GIVEN EXERCISE
Carry none of the pictures over; write out the complete data exactly.

INFORMATION SHOWN
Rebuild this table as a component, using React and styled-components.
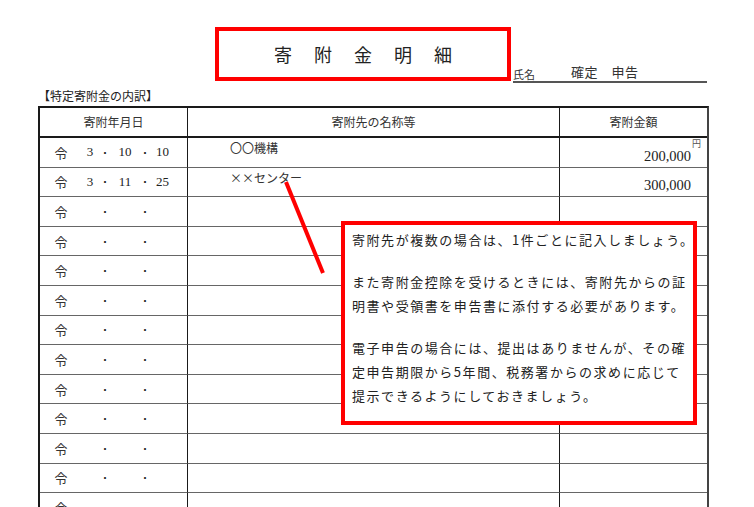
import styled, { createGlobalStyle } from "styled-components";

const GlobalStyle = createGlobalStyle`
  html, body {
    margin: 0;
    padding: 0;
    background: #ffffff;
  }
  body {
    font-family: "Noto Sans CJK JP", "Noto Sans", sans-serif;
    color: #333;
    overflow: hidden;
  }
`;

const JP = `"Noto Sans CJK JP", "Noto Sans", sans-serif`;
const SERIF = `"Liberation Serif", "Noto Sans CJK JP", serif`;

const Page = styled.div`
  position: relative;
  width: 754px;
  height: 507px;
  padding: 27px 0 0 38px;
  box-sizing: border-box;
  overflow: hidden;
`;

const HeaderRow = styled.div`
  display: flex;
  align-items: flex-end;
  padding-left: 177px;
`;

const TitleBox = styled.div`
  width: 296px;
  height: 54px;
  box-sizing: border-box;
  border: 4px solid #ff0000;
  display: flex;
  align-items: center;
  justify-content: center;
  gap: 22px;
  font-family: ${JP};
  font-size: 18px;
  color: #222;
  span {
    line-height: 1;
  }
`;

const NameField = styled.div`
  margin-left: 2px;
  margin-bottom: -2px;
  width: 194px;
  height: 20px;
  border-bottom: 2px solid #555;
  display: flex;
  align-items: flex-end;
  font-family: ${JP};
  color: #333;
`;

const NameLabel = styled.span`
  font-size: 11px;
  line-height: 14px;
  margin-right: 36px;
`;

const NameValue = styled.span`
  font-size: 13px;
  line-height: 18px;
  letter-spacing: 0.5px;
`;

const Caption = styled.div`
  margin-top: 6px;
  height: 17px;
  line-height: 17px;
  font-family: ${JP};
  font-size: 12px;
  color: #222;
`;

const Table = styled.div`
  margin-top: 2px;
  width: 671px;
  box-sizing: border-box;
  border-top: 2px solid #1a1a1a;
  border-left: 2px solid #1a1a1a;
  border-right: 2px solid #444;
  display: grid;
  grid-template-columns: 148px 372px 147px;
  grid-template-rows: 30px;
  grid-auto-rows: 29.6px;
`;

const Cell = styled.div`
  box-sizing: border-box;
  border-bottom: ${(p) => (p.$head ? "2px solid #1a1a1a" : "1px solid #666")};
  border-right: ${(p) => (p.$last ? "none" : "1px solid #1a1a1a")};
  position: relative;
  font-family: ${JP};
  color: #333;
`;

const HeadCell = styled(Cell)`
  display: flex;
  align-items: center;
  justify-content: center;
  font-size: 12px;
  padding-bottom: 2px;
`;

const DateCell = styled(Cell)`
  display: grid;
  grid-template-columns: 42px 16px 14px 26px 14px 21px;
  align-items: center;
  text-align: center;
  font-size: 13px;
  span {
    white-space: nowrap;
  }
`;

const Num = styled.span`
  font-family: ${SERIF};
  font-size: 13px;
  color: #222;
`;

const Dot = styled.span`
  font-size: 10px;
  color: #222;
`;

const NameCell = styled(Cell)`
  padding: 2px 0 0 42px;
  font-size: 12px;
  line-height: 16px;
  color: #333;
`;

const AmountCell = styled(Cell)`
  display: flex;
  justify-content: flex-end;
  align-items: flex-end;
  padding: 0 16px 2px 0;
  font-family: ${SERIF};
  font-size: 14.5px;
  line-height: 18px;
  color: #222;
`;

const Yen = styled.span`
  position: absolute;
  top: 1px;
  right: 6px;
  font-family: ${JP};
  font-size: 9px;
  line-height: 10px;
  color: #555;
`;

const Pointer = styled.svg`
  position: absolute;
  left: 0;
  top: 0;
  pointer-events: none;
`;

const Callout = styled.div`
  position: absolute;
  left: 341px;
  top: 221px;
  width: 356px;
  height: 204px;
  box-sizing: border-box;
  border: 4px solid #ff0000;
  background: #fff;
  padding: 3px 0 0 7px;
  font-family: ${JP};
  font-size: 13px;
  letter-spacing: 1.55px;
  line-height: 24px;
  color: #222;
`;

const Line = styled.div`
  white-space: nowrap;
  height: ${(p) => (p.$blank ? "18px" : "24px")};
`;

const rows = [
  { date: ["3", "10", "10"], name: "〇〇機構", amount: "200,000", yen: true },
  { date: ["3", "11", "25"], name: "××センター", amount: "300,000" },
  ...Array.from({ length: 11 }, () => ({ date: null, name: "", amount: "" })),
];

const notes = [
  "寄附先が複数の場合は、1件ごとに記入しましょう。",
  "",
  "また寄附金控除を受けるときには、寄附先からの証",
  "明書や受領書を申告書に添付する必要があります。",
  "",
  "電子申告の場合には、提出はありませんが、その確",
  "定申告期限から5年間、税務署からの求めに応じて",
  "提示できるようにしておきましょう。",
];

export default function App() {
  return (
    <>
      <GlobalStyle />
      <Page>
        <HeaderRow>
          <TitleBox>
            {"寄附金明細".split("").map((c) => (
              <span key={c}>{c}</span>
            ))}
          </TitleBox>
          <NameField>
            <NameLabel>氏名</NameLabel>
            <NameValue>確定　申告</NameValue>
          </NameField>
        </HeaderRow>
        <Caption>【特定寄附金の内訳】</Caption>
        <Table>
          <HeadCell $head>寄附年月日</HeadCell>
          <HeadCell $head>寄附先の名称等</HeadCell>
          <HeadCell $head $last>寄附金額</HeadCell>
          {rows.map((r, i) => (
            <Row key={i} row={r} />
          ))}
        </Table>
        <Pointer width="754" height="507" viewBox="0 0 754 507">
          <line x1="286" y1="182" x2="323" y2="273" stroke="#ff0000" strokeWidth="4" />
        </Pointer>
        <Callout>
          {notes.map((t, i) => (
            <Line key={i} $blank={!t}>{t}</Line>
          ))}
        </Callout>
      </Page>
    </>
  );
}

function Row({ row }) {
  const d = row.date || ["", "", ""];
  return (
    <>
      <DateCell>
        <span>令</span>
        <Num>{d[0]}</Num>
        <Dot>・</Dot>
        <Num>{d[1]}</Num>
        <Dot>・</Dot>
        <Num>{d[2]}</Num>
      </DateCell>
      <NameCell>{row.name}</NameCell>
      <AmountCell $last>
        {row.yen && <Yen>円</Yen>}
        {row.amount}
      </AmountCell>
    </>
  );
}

EXPECTED ANSWER
Rebuild this table as a component, using React and styled-components.
import styled, { createGlobalStyle } from "styled-components";

const GlobalStyle = createGlobalStyle`
  html, body {
    margin: 0;
    padding: 0;
    background: #ffffff;
  }
  body {
    font-family: "Noto Sans CJK JP", "Noto Sans", sans-serif;
    color: #333;
    overflow: hidden;
  }
`;

const JP = `"Noto Sans CJK JP", "Noto Sans", sans-serif`;
const SERIF = `"Liberation Serif", "Noto Sans CJK JP", serif`;

const Page = styled.div`
  position: relative;
  width: 754px;
  height: 507px;
  padding: 27px 0 0 38px;
  box-sizing: border-box;
  overflow: hidden;
`;

const HeaderRow = styled.div`
  display: flex;
  align-items: flex-end;
  padding-left: 177px;
`;

const TitleBox = styled.div`
  width: 296px;
  height: 54px;
  box-sizing: border-box;
  border: 4px solid #ff0000;
  display: flex;
  align-items: center;
  justify-content: center;
  gap: 22px;
  font-family: ${JP};
  font-size: 18px;
  color: #222;
  span {
    line-height: 1;
  }
`;

const NameField = styled.div`
  margin-left: 2px;
  margin-bottom: -2px;
  width: 194px;
  height: 20px;
  border-bottom: 2px solid #555;
  display: flex;
  align-items: flex-end;
  font-family: ${JP};
  color: #333;
`;

const NameLabel = styled.span`
  font-size: 11px;
  line-height: 14px;
  margin-right: 36px;
`;

const NameValue = styled.span`
  font-size: 13px;
  line-height: 18px;
  letter-spacing: 0.5px;
`;

const Caption = styled.div`
  margin-top: 6px;
  height: 17px;
  line-height: 17px;
  font-family: ${JP};
  font-size: 12px;
  color: #222;
`;

const Table = styled.div`
  margin-top: 2px;
  width: 671px;
  box-sizing: border-box;
  border-top: 2px solid #1a1a1a;
  border-left: 2px solid #1a1a1a;
  border-right: 2px solid #444;
  display: grid;
  grid-template-columns: 148px 372px 147px;
  grid-template-rows: 30px;
  grid-auto-rows: 29.6px;
`;

const Cell = styled.div`
  box-sizing: border-box;
  border-bottom: ${(p) => (p.$head ? "2px solid #1a1a1a" : "1px solid #666")};
  border-right: ${(p) => (p.$last ? "none" : "1px solid #1a1a1a")};
  position: relative;
  font-family: ${JP};
  color: #333;
`;

const HeadCell = styled(Cell)`
  display: flex;
  align-items: center;
  justify-content: center;
  font-size: 12px;
  padding-bottom: 2px;
`;

const DateCell = styled(Cell)`
  display: grid;
  grid-template-columns: 42px 16px 14px 26px 14px 21px;
  align-items: center;
  text-align: center;
  font-size: 13px;
  span {
    white-space: nowrap;
  }
`;

const Num = styled.span`
  font-family: ${SERIF};
  font-size: 13px;
  color: #222;
`;

const Dot = styled.span`
  font-size: 10px;
  color: #222;
`;

const NameCell = styled(Cell)`
  padding: 2px 0 0 42px;
  font-size: 12px;
  line-height: 16px;
  color: #333;
`;

const AmountCell = styled(Cell)`
  display: flex;
  justify-content: flex-end;
  align-items: flex-end;
  padding: 0 16px 2px 0;
  font-family: ${SERIF};
  font-size: 14.5px;
  line-height: 18px;
  color: #222;
`;

const Yen = styled.span`
  position: absolute;
  top: 1px;
  right: 6px;
  font-family: ${JP};
  font-size: 9px;
  line-height: 10px;
  color: #555;
`;

const Pointer = styled.svg`
  position: absolute;
  left: 0;
  top: 0;
  pointer-events: none;
`;

const Callout = styled.div`
  position: absolute;
  left: 341px;
  top: 221px;
  width: 356px;
  height: 204px;
  box-sizing: border-box;
  border: 4px solid #ff0000;
  background: #fff;
  padding: 3px 0 0 7px;
  font-family: ${JP};
  font-size: 13px;
  letter-spacing: 1.55px;
  line-height: 24px;
  color: #222;
`;

const Line = styled.div`
  white-space: nowrap;
  height: ${(p) => (p.$blank ? "18px" : "24px")};
`;

const rows = [
  { date: ["3", "10", "10"], name: "〇〇機構", amount: "200,000", yen: true },
  { date: ["3", "11", "25"], name: "××センター", amount: "300,000" },
  ...Array.from({ length: 11 }, () => ({ date: null, name: "", amount: "" })),
];

const notes = [
  "寄附先が複数の場合は、1件ごとに記入しましょう。",
  "",
  "また寄附金控除を受けるときには、寄附先からの証",
  "明書や受領書を申告書に添付する必要があります。",
  "",
  "電子申告の場合には、提出はありませんが、その確",
  "定申告期限から5年間、税務署からの求めに応じて",
  "提示できるようにしておきましょう。",
];

export default function App() {
  return (
    <>
      <GlobalStyle />
      <Page>
        <HeaderRow>
          <TitleBox>
            {"寄附金明細".split("").map((c) => (
              <span key={c}>{c}</span>
            ))}
          </TitleBox>
          <NameField>
            <NameLabel>氏名</NameLabel>
            <NameValue>確定　申告</NameValue>
          </NameField>
        </HeaderRow>
        <Caption>【特定寄附金の内訳】</Caption>
        <Table>
          <HeadCell $head>寄附年月日</HeadCell>
          <HeadCell $head>寄附先の名称等</HeadCell>
          <HeadCell $head $last>寄附金額</HeadCell>
          {rows.map((r, i) => (
            <Row key={i} row={r} />
          ))}
        </Table>
        <Pointer width="754" height="507" viewBox="0 0 754 507">
          <line x1="286" y1="182" x2="323" y2="273" stroke="#ff0000" strokeWidth="4" />
        </Pointer>
        <Callout>
          {notes.map((t, i) => (
            <Line key={i} $blank={!t}>{t}</Line>
          ))}
        </Callout>
      </Page>
    </>
  );
}

function Row({ row }) {
  const d = row.date || ["", "", ""];
  return (
    <>
      <DateCell>
        <span>令</span>
        <Num>{d[0]}</Num>
        <Dot>・</Dot>
        <Num>{d[1]}</Num>
        <Dot>・</Dot>
        <Num>{d[2]}</Num>
      </DateCell>
      <NameCell>{row.name}</NameCell>
      <AmountCell $last>
        {row.yen && <Yen>円</Yen>}
        {row.amount}
      </AmountCell>
    </>
  );
}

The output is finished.